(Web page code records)
= = =

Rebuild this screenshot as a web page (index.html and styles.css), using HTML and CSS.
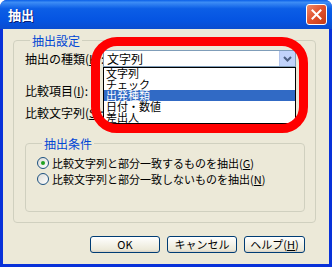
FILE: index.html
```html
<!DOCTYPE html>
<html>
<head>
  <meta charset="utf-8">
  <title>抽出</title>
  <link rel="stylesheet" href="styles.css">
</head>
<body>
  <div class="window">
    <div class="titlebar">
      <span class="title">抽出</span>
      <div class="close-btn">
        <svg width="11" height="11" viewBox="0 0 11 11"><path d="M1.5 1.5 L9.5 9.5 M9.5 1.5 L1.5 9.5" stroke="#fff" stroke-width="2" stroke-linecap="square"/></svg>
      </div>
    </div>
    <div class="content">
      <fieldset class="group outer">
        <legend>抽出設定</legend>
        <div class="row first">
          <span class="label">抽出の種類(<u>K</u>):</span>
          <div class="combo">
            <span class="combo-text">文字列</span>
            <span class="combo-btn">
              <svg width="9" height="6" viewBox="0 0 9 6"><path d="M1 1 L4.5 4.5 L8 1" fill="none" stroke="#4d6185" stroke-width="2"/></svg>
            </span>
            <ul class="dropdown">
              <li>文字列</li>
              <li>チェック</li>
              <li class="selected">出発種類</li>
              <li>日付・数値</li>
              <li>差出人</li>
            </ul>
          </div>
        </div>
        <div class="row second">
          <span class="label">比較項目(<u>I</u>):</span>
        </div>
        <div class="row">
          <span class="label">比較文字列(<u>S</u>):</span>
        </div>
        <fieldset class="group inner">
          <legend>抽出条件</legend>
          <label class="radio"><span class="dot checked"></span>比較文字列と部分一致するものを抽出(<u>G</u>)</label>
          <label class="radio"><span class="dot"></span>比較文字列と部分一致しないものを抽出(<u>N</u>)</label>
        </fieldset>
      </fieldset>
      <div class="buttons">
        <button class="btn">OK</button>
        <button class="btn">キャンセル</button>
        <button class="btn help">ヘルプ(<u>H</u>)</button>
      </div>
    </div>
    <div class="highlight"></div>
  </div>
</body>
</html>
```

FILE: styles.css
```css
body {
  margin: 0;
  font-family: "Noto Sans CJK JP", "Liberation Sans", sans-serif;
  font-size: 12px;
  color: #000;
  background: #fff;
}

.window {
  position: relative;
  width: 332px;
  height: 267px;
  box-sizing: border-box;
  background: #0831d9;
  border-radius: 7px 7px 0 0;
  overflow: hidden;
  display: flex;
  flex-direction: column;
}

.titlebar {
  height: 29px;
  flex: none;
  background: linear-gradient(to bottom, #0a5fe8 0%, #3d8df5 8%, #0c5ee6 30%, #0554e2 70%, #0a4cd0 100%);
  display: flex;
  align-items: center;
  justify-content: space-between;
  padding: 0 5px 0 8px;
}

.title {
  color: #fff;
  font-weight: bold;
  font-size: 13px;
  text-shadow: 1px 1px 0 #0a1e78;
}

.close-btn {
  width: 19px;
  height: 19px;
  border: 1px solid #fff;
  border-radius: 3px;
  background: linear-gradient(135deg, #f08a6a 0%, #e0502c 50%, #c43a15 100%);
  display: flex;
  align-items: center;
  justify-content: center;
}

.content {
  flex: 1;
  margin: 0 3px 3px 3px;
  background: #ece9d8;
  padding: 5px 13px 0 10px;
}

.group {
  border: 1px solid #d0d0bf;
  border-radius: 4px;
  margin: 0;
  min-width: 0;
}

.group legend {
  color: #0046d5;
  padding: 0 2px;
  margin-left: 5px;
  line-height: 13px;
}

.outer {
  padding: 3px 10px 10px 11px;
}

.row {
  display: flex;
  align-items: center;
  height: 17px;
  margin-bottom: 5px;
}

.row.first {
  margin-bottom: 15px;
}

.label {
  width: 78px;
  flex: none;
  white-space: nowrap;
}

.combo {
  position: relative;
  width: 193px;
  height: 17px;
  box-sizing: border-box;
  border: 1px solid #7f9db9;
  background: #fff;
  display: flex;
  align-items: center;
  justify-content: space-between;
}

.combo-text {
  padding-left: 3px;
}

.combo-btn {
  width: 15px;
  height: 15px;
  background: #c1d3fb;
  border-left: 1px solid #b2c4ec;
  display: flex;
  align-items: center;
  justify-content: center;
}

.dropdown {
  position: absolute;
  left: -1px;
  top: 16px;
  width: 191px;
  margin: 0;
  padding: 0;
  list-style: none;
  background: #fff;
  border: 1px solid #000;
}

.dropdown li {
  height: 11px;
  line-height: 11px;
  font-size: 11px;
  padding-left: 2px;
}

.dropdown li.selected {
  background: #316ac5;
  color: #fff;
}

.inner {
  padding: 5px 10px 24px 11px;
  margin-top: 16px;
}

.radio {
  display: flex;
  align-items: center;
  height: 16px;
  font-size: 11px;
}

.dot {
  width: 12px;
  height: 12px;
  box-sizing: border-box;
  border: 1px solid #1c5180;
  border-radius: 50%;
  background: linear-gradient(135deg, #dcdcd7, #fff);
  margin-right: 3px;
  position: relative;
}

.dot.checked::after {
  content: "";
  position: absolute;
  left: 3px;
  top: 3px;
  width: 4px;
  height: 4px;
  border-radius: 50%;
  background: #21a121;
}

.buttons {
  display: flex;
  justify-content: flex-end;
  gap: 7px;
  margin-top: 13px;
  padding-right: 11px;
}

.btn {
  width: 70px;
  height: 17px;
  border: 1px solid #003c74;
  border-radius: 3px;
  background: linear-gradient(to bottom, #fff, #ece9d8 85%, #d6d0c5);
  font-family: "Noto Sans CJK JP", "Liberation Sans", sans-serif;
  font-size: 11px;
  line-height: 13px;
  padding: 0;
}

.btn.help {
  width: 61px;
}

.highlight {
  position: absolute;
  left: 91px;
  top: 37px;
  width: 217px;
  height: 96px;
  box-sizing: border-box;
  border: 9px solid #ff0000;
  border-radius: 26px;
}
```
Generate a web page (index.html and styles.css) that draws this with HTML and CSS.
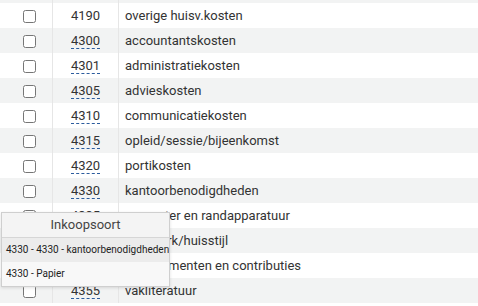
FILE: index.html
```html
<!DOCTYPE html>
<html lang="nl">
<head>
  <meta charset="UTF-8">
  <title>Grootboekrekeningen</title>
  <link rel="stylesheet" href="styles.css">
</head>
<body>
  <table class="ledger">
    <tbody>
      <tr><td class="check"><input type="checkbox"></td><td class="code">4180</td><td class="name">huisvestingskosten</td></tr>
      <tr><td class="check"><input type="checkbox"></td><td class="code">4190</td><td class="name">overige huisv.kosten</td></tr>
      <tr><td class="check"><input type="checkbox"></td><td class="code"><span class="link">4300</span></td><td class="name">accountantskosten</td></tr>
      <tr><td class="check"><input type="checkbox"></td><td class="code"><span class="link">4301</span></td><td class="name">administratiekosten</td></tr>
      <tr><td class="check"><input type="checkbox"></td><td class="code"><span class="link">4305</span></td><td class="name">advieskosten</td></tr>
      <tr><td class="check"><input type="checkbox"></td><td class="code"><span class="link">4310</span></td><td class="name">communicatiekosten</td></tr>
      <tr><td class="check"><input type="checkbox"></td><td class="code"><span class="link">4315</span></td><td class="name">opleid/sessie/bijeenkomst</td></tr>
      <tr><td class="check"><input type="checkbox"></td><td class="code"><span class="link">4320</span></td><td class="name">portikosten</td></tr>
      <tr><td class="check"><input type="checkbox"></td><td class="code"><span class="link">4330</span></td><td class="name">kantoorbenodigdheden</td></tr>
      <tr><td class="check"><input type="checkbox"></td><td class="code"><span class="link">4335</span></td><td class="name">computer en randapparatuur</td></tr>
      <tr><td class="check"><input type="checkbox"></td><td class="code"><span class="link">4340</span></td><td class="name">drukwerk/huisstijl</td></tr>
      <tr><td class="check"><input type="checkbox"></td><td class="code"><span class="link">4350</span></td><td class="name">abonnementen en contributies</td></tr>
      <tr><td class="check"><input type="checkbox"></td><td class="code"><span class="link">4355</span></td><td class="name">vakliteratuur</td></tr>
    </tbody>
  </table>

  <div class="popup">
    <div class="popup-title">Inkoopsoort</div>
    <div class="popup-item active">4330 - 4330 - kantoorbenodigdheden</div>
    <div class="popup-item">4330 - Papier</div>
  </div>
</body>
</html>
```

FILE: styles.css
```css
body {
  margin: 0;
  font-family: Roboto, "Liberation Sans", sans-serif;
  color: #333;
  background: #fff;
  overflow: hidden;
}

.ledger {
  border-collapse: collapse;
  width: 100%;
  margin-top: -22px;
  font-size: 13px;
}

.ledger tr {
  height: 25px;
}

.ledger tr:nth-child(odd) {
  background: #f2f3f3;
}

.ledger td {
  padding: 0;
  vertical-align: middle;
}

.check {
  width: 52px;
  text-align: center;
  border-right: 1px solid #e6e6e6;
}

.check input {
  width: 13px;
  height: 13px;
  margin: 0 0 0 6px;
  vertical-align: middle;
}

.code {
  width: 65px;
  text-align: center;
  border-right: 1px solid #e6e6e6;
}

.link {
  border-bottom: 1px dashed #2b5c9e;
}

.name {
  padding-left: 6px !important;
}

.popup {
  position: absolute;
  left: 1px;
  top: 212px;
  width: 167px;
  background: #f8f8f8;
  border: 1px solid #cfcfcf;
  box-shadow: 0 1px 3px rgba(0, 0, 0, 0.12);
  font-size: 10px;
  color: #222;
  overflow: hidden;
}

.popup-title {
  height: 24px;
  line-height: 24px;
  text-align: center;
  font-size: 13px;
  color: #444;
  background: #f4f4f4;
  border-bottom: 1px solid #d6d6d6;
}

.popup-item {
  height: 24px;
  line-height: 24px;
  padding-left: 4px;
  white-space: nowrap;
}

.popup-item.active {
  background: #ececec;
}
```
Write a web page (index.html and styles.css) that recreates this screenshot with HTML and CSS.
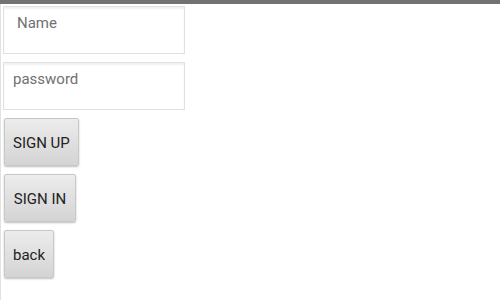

= = =

EXERCISE PROMPT:
Show each line in the entries that holds the string "with".

EXPECTED ANSWER:
Generate a web page (index.html and styles.css) that draws this with HTML and CSS.
Write a web page (index.html and styles.css) that recreates this screenshot with HTML and CSS.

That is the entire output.